Axis 2 - Polygon: deformation obtained by transforming the extruded planar shape (i.e. the square) into a regular polygon.
Axis 3 - Trapezoid: deformation obtained by progressively morphing the planar square to a isosceles trapezoid.
Axis 5 - Parallelogram: deformation obtained by changing the orientation of the extrusion axis, from vertical (i.e. orthogonal to the plane of the planar shape) to progressively more slanted axes.
Axis 6 - Rectangle: deformation by uniformly scaling the object along the X, Y or Z-axis. Note that the x-, y-,z- Rectangle axes are the same so we refer to these as a single major Rectangle axis.

These deformations and their combinations define a parametric family of objects. For our Skill Generalization task (see the paper) we designate the axes of all pairwise combined deformations as the "training axes" and the ones of single deformation - the major axes above - as the "held-out axes". Pairwise mixing of some of the major axes leads to objects that are duplicates and therefore we omitted certain axes and objects.

Based on the resulting 15 axes, we created a training object set, which consists of 103 different shapes, and a held-out set. The diagram and gifs below shows a depiction of all the objects in the benchmark. The seed object is at the center; all the other objects are the result of deformations of this cube. The held-out objects (major axes) are enclosed in the upper teal sector of the diagram; the training objects (pairwise mixing of two major axes) are enclosed in the blue sector. Some objects cannot be grasped with a parallel gripper with 85mm aperture (i.e. the Robotiq 2F-85); these objects are transparent and were omitted in our experiments.

disk of objects

STL assets

Under the meshes directory there are 152 STL files representing the RGB-object dataset.
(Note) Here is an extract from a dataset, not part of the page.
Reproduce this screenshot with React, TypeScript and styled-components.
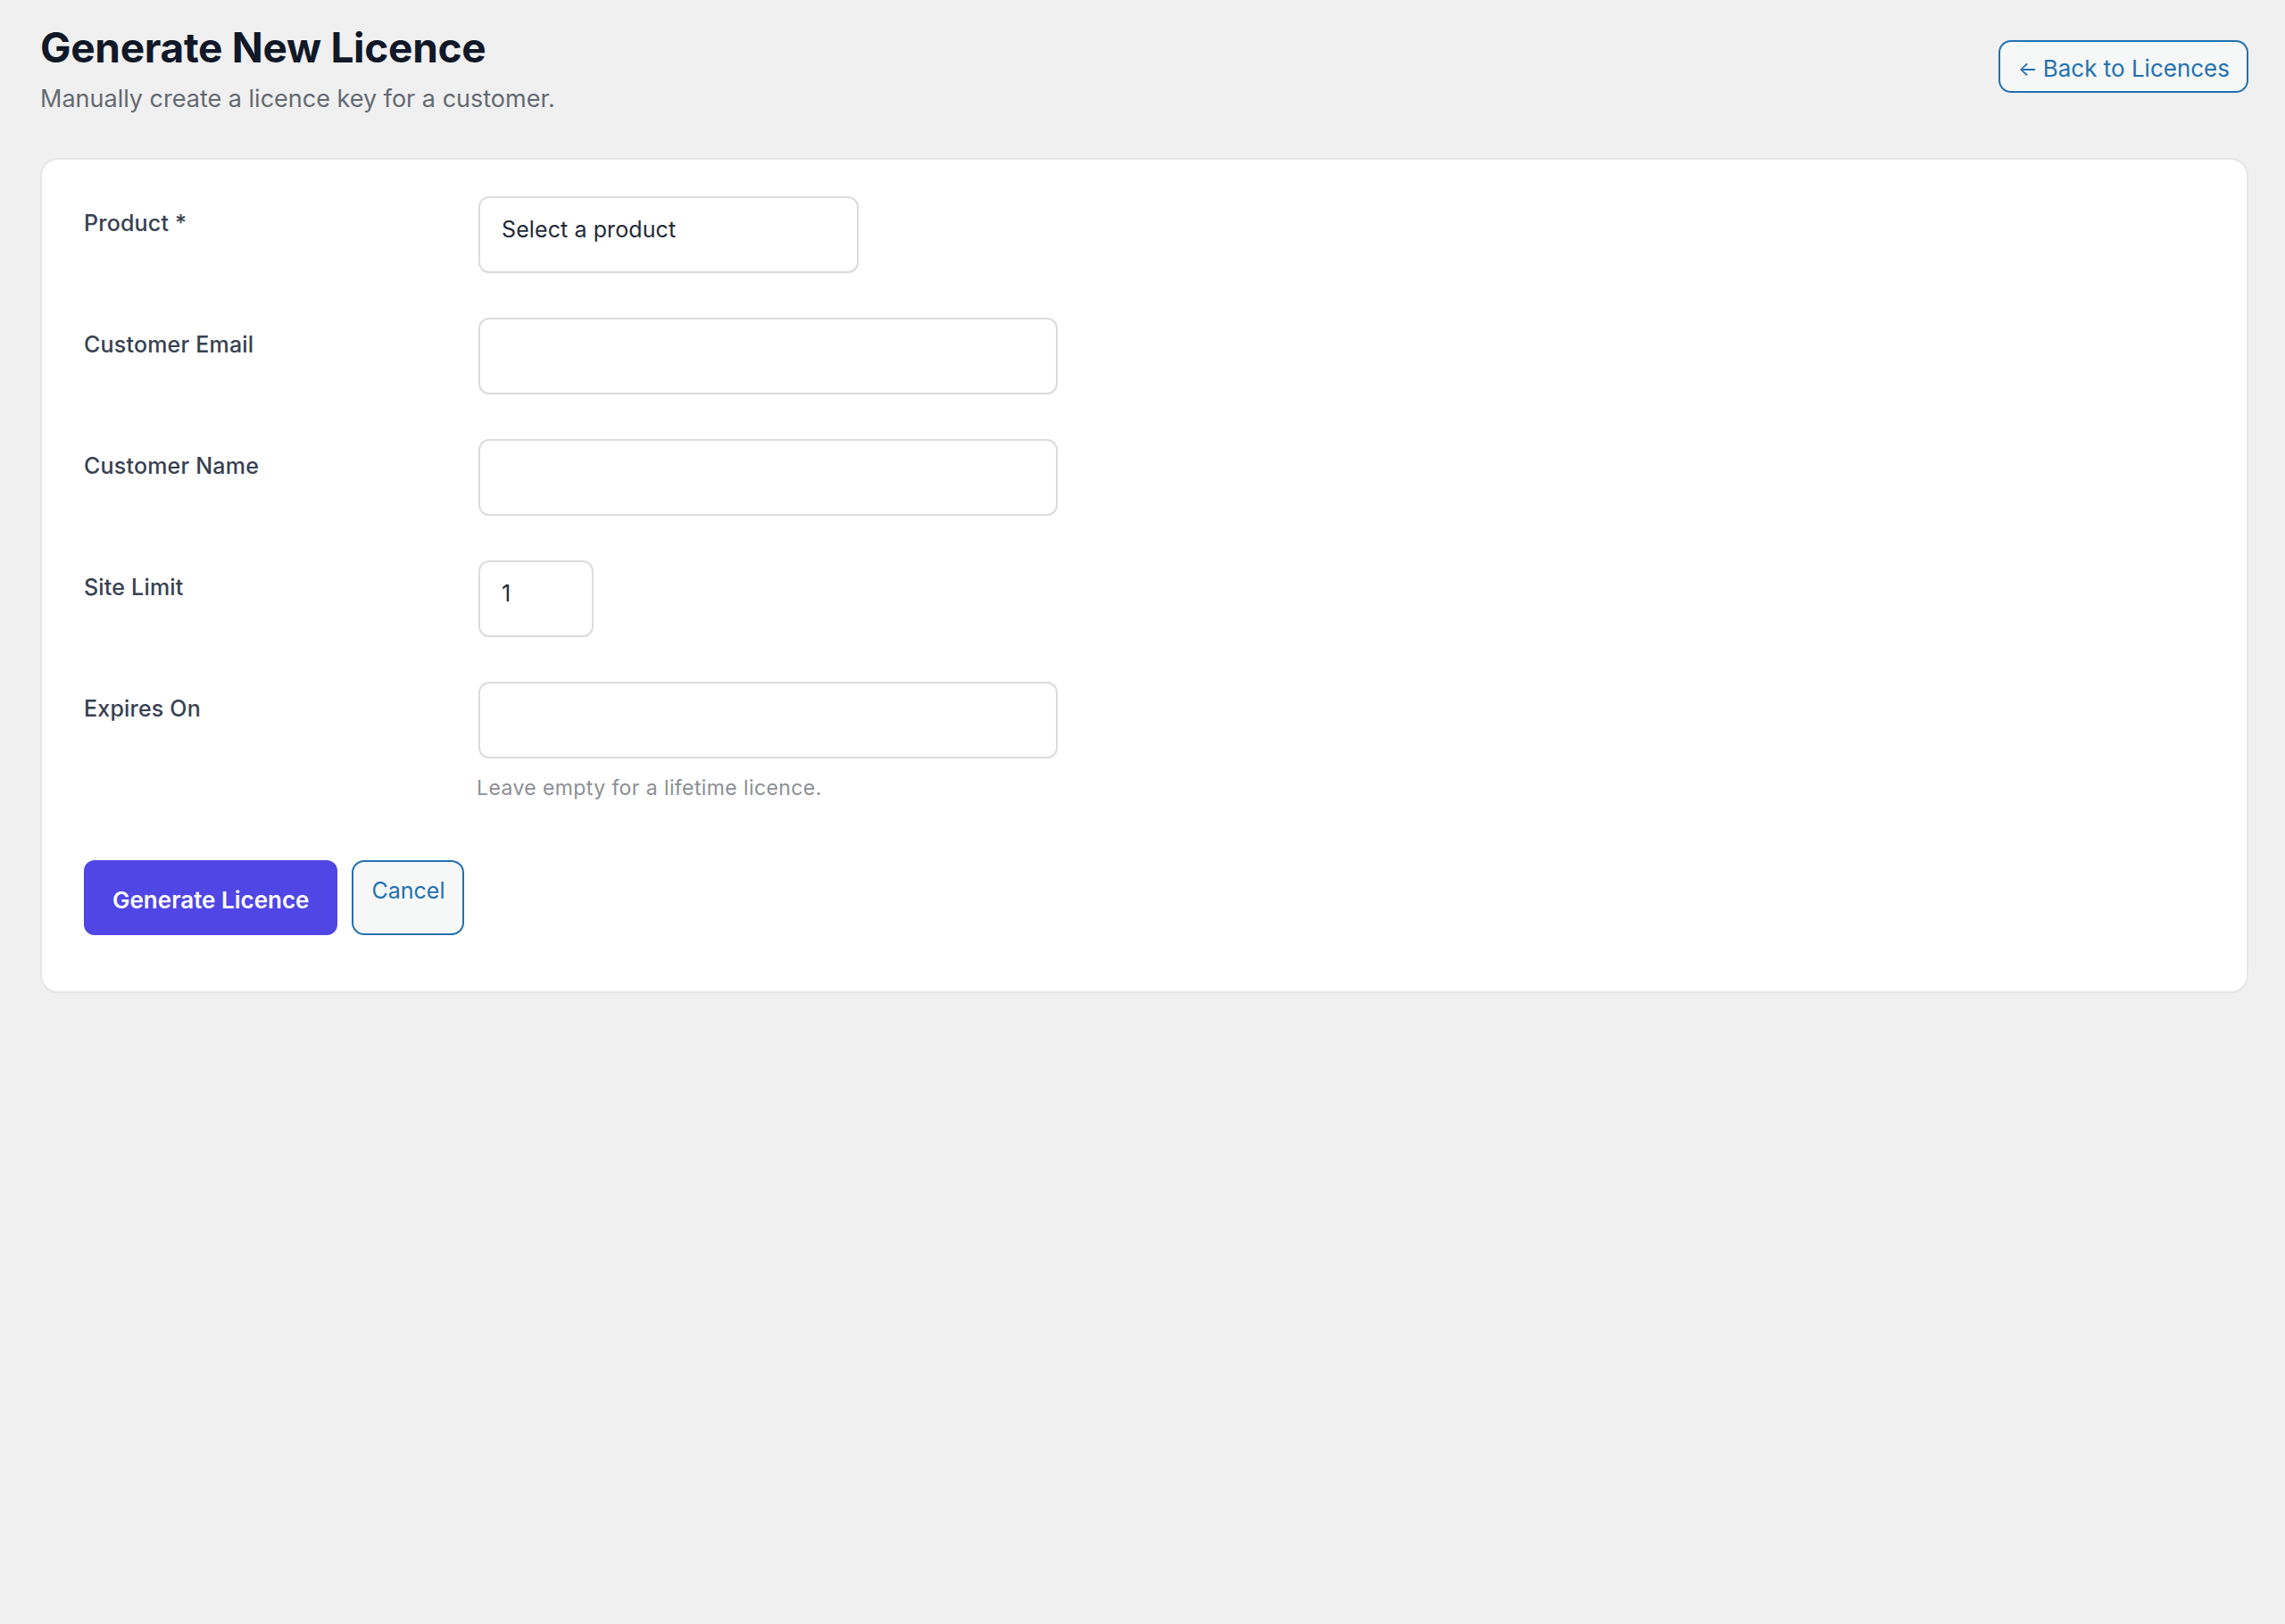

Assets directories structure

All mesh assets are located in the meshes directory where they are further split between following subdirectories:

train directory with 103 objects.
test_triplets directory with 13 objects including the seed s0, to form 5 test triplets.
heldout directory with 36 objects.

File name convention

All asset files are in STL format and have an *.stl extension. The file name starts with the object ID and is followed by a sequence of parameters that uniquely describe the object. For example, b3_sds4_shr48_drf0_hlw0_shx0_shy0_scx46_scy49_scz63.stl is the filename for the b3 object.

Visualizing STL assets

meshlab is a convenient tool to work with the provided meshes. To load a mesh from a command line:

$ cd props/rgb_objects/assets/rgb_v1.3/meshes
$ meshlab test_triplets/b3_sds4_shr48_drf0_hlw0_shx0_shy0_scx46_scy49_scz63.stl

A map of the object IDs is provided here:

Held-Out Axis 2, Polygon:

Held-Out Axis 3, Trapezoid:

Held-Out Axis 5, Parallelogram:

Held-Out Axis 6, Rectangle:

Training Axis 23, Polygon & Trapezoid:

Training Axis 25, Polygon & Parallelogram:

Training Axis 26, Polygon & Rectangle:

Training Axis 35, Trapezoid & Parallelogram:

Training Axis 36, Trapezoid & x-Rectangle:

Training Axis 37, Trapezoid & y-Rectangle:

Training Axis 38, Trapezoid & z-Rectangle:

Training Axis 56, Parallelogram & x-Rectangle:

Training Axis 57, Parallelogram & y-Rectangle:

Training Axis 58, Parallelogram & z-Rectangle:

Training Axis 67, x-Rectangle & y-Rectangle:

The abbreviations used for the parameters that define each object are explained below:

sds: integer scalar [-]. The number of edges used to generate the regular 2D shape. By default, every 2D shape is a regular one, which means that it has equal sides and equal angles.
shr: real-valued [%]. The percentage of 'shrinking' applied to the 2D shape. In the 2D plane, the shape is y-shrunk along the x-axis according to the formula: $y_{new} = (1 - shr \cdot x)*y_{old}$
drf: real-valued [deg]. The amount of draft used in the extrusion. Not used in this dataset, drf=0 for every object.
hlw: real-valued [%]. The percentage of material to be removed from each of the generated faces of the solid (to make it hollow). In this dataset, no hollow object was created by this transformation, hlw=0 for every object.
shx: real-valued [deg]. The solid angle of the extrusion axis along the x-axis.
shy: real-valued [deg]. The solid angle of the extrusion axis along the y-axis.
scx: real-valued [mm]. The global x-scale.
scy: real-valued [mm]. The global y-scale.
scz: real-valued [mm]. The global z-scale.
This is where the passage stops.